2018 ESA Annual Meeting (August 5 -- 10)

COS 67-2 - On the predictability of infectious disease outbreaks

Wednesday, August 8, 2018: 8:20 AM
355, New Orleans Ernest N. Morial Convention Center
Samuel V. Scarpino, Network Science Institute, Northeastern University and Giovanni Petri, ISI Foundation
Background/Question/Methods

Infectious disease outbreaks recapitulate biology: they emerge from the multi-level interaction of hosts, pathogens, and their shared environment. As a result, predicting when, where, and how far diseases will spread requires an integrative biological approach to modeling.

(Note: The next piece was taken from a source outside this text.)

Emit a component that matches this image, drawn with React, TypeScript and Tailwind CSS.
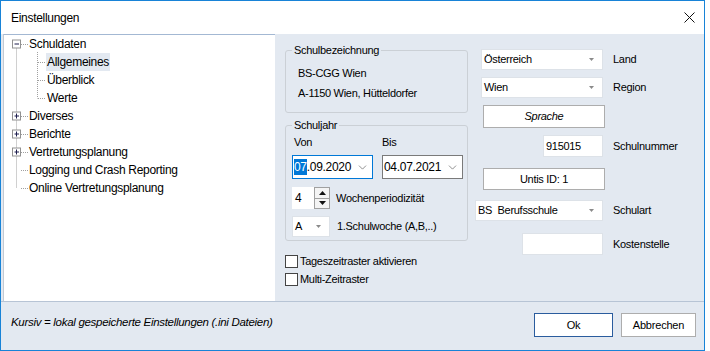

Recent studies have demonstrated that predicting different components of outbreaks--e.g., the expected number of cases, pace and tempo of cases needing treatment, importation probability, the evolution of immune escape variants, etc.--is feasible. Therefore, advancing both the science and practice of disease forecasting now requires testing for the presence of fundamental limits to outbreak prediction. To investigate the question of outbreak prediction, we study the information theoretic limits to forecasting across a broad set of infectious diseases using permutation entropy as a model independent measure of predictability.

Results/Conclusions

Studying the predictability of a diverse collection of historical outbreaks--including, chlamydia, gonorrhea, hepatitis A, influenza, Zika, measles, polio, whooping cough, and mumps--we identify a fundamental entropy barrier for infectious disease time series forecasting. However, we find that for most diseases this barrier to prediction is often well beyond the time scale of single outbreaks, implying prediction is likely to succeed. We also find that the forecast horizon varies by disease and demonstrate that both shifting model structures and social network heterogeneity are the most likely mechanisms for the observed differences in predictability across contagions. Critically, we also relate the emergence of entropic barriers to the capacity of pathogen populations to adapt to novel environments, e.g., host switches, anti-microbial treatment, and immune responses. Our results highlight the importance of embracing dynamic modeling approaches to prediction and integrating key aspects of pathogen ecology and evolution with host behavior.